A Super Star (alternatively Superstar) is a fairground ride once manufactured by Northern Amusements (NA Superides).

The construction of the ride involves a single boom arm which twists around its own axle, lifting a spinning frame of 8 main arms with a 4-person seat gondola. In the rear of the gondola there is a hydraulic ram which pulls the seating units into an outward position. Once in this position the riders will be at a 90-degree angle when the ride is lifted to its 45 degree position. A safety system will then engage at the bottom of the ride to prevent the gondola from coming down in the event of an emergency.

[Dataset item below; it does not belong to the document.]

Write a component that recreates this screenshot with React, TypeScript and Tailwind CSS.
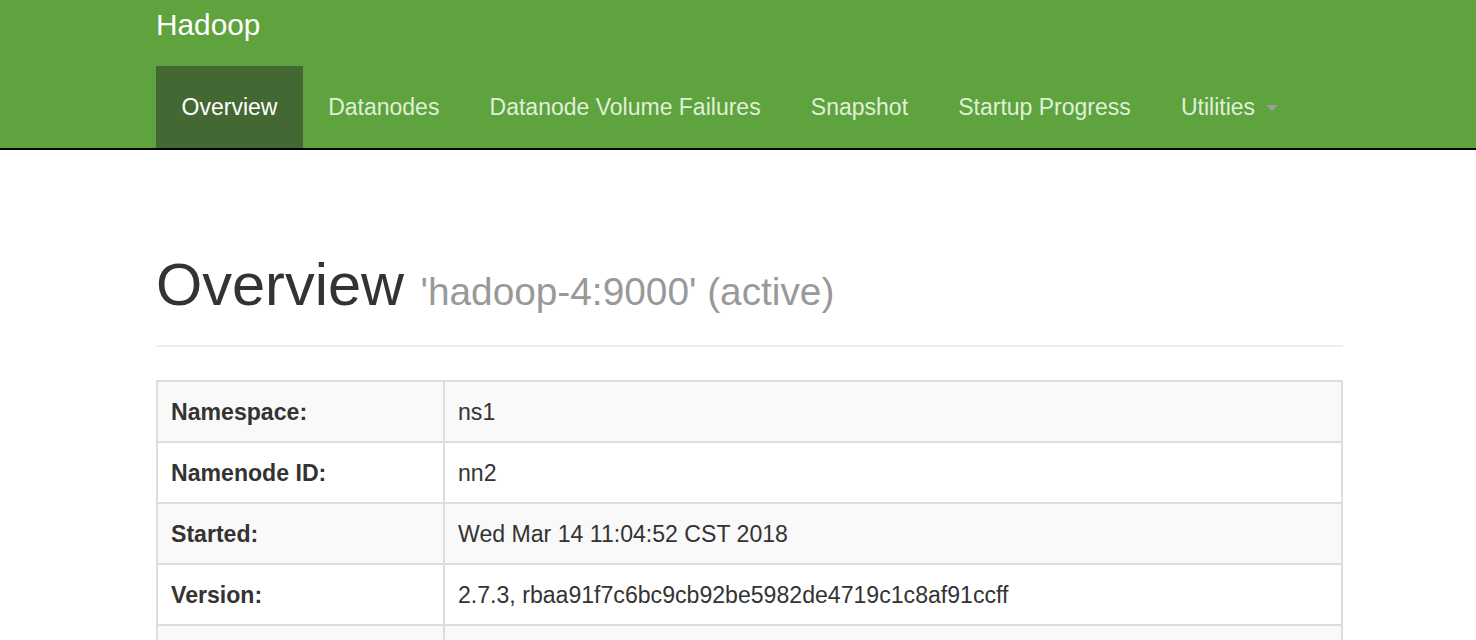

When the ride is in its elevated position, the operator has the choice of rotating the main boom clockwise, or anti-clockwise. On the Super Star owned by showman Albers Bros., the boom can be lowered while the ride is in the fully inverted position. This form of operation was banned due to the arm getting stuck in this position, and the stress causing cracks in the main arm.

Super Star rides are capable of having a complete back-flash fitted with airbrushed artwork and neon lighting. The ride fits onto one semi-trailer and has a fairly quick build-up time.

The Super Star is loosely related to the Move-It.

After a 2002 accident and investigation finding manufacturing defects on the ride, Super Star rides were prohibited in the UK for a period.

In 2024, two panels from a Super Star ride operating at 'Chestival', a student event at Chester University, broke free, injuring students.